Task statement: Each line of the listing that contains the word "styles" is to be copied.

··· Source excerpt ···

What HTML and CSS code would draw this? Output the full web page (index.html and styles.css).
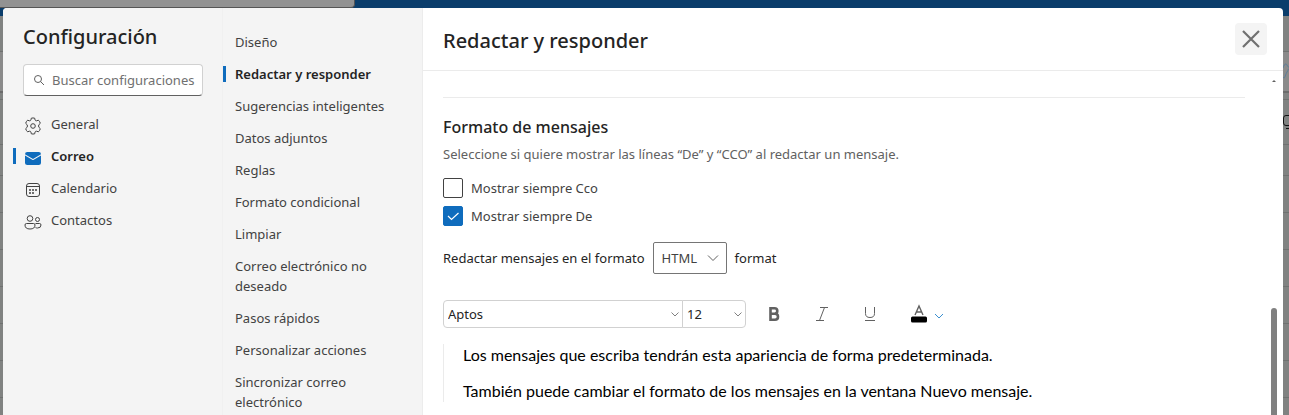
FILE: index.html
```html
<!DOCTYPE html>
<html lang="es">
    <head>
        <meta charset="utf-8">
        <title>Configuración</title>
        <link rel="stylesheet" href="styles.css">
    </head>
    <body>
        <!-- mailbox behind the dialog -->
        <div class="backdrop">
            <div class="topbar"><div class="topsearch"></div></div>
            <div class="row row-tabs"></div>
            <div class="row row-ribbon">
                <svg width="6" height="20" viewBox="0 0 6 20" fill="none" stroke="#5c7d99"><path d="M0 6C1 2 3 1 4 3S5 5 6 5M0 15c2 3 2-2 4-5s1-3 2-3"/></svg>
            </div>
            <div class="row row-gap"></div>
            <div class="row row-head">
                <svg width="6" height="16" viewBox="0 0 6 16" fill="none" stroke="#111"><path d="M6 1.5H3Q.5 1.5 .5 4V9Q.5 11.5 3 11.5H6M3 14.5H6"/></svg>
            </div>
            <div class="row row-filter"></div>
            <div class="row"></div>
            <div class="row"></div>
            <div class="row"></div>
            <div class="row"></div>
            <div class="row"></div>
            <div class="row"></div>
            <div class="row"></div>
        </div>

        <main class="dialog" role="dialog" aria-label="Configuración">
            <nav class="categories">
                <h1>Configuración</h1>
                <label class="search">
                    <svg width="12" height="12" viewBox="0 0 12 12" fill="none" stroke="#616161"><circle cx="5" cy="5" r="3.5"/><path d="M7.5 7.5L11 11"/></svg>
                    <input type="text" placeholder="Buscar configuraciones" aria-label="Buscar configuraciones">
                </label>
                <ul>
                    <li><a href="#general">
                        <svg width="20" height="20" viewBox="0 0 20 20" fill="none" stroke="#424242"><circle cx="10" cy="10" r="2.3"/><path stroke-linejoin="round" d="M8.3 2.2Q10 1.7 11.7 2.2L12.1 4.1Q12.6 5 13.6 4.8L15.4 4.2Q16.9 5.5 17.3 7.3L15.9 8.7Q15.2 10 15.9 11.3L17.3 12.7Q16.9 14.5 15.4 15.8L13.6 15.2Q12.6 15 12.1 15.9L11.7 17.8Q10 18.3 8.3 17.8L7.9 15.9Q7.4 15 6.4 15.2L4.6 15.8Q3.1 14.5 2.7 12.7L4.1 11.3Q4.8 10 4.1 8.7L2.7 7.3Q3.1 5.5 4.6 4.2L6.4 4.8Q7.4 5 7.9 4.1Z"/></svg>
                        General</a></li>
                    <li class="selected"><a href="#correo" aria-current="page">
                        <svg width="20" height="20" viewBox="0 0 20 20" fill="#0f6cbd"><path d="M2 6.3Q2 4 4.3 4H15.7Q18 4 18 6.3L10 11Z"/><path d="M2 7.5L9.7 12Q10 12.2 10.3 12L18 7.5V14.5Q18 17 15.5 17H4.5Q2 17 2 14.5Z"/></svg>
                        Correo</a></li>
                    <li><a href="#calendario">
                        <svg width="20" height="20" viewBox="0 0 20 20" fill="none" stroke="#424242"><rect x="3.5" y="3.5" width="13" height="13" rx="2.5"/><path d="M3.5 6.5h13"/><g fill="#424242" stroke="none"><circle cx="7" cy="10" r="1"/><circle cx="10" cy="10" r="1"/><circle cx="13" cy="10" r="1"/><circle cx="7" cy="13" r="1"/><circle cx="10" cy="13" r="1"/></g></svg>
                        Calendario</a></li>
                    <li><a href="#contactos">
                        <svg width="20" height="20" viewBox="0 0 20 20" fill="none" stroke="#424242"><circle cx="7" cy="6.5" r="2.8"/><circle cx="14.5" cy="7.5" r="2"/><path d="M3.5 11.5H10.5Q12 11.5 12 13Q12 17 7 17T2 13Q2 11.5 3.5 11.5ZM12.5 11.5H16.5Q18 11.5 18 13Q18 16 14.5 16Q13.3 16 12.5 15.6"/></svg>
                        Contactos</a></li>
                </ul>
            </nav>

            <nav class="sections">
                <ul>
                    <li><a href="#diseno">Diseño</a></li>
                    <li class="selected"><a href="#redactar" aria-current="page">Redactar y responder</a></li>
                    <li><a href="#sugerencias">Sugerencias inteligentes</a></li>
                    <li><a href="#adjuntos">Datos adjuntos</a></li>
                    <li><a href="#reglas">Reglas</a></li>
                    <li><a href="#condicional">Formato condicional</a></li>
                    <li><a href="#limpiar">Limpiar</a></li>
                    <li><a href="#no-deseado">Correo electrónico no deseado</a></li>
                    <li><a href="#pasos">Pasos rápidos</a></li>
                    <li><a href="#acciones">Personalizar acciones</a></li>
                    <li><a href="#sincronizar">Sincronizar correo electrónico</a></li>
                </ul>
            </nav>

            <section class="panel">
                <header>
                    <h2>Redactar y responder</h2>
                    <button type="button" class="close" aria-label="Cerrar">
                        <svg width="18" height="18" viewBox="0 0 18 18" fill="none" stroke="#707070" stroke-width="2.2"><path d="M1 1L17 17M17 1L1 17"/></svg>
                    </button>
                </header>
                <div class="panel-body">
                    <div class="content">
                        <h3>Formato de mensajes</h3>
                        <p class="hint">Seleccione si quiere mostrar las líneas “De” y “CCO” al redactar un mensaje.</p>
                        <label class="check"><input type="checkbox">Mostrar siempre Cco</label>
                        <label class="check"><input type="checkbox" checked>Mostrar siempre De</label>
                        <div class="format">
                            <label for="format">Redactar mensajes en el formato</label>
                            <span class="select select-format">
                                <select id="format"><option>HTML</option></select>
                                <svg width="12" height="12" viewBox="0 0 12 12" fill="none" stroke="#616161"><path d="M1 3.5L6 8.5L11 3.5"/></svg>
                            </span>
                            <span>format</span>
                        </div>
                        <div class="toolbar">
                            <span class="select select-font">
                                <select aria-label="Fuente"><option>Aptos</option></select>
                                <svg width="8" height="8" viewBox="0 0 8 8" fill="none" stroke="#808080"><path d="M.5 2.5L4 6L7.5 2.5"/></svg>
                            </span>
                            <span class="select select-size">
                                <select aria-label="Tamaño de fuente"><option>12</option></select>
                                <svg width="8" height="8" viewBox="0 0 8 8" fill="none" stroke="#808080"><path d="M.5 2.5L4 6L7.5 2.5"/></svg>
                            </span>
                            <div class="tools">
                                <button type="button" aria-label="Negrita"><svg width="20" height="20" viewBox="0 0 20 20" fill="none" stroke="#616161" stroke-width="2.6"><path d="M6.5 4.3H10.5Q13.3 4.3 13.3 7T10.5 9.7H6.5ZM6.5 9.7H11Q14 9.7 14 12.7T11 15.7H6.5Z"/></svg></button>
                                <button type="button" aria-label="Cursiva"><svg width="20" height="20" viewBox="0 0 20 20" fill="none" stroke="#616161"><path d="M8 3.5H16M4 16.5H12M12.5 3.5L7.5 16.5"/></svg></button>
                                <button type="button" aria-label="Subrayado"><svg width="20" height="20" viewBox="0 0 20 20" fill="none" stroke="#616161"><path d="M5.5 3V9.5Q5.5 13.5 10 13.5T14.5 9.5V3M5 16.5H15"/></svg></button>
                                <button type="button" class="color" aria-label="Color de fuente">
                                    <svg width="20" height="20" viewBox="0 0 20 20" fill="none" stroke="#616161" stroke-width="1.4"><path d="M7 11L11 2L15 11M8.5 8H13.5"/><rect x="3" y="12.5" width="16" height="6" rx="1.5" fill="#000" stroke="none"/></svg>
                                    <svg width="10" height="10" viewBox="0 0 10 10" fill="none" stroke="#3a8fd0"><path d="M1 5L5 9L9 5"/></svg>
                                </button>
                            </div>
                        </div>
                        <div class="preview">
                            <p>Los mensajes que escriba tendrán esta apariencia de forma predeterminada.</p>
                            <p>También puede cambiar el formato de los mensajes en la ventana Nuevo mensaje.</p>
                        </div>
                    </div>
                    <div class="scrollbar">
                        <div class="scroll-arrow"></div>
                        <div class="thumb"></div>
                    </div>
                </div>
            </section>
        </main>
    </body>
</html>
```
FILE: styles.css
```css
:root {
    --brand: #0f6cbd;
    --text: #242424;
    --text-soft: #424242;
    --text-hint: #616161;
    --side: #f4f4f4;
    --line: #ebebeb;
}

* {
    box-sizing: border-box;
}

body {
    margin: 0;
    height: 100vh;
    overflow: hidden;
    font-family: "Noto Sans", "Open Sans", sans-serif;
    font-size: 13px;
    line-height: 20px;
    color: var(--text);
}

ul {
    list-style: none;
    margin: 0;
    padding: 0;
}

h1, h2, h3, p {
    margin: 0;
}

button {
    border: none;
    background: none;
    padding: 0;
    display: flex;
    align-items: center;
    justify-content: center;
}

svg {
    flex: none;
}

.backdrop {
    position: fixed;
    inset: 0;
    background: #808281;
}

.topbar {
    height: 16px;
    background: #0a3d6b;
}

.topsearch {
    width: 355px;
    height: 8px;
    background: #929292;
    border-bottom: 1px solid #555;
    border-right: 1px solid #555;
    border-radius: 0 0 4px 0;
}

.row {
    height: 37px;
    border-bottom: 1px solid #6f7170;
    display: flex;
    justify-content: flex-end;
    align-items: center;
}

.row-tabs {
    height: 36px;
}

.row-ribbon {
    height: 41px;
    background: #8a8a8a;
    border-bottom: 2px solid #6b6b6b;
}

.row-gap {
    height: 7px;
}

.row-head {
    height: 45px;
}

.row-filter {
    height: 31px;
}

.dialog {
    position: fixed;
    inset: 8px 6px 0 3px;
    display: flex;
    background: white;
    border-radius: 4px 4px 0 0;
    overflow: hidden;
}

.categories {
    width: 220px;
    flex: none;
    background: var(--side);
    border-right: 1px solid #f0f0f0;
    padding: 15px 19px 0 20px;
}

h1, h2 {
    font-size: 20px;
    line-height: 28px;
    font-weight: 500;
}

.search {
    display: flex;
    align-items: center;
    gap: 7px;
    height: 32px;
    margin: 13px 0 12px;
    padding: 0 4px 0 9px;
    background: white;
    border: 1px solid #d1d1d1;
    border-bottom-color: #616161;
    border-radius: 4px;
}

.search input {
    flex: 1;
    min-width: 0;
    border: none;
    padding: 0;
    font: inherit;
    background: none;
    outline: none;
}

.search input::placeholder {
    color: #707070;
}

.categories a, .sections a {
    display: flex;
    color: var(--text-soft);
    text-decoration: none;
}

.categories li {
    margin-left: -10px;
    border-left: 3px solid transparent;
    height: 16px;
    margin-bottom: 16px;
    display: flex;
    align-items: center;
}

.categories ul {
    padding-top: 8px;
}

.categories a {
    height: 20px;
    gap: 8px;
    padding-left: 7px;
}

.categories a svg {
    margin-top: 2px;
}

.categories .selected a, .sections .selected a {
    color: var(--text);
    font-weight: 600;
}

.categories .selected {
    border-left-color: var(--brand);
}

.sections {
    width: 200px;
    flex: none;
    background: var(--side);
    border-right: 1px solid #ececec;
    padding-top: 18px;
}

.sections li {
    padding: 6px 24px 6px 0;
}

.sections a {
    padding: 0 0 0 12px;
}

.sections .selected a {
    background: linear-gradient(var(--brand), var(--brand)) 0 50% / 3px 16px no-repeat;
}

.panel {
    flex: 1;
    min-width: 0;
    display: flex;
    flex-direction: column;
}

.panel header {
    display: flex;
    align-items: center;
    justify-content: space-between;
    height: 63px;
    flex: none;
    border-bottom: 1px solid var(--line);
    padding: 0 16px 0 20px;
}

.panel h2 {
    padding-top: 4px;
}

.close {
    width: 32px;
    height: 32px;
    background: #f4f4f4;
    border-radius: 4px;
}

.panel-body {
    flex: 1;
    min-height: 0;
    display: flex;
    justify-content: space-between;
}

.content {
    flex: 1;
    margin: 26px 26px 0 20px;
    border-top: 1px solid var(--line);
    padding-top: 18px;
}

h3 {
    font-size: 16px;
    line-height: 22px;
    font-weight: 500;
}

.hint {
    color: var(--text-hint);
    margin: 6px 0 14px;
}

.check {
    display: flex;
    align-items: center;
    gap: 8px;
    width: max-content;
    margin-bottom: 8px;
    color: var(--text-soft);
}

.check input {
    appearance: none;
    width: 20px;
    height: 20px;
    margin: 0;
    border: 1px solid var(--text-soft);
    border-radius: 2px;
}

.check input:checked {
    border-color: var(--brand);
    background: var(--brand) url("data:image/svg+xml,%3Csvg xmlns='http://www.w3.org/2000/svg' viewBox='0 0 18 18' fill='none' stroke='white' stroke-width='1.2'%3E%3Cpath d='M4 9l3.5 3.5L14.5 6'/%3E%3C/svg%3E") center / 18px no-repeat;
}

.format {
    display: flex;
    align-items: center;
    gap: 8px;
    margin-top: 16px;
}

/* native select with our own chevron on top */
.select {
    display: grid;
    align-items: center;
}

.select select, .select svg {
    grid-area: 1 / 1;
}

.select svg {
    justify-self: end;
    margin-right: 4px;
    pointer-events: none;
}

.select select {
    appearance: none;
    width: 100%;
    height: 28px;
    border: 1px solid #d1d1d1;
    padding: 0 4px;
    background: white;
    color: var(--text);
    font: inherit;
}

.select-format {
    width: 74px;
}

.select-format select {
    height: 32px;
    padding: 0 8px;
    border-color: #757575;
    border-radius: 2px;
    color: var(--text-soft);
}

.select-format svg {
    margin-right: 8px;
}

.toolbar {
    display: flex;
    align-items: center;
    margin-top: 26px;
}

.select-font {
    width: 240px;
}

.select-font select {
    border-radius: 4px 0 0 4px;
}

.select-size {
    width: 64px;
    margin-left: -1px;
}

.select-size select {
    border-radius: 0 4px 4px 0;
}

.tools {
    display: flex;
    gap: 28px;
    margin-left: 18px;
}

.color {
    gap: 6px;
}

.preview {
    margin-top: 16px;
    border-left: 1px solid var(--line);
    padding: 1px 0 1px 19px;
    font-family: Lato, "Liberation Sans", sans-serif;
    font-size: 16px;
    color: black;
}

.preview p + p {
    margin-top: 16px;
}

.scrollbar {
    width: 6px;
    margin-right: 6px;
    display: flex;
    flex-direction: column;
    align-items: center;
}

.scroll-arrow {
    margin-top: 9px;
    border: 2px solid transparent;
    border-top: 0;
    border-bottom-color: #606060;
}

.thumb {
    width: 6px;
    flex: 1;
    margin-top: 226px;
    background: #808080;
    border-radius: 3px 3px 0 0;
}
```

···

Written response:
What HTML and CSS code would draw this? Output the full web page (index.html and styles.css).
        <link rel="stylesheet" href="styles.css">
FILE: styles.css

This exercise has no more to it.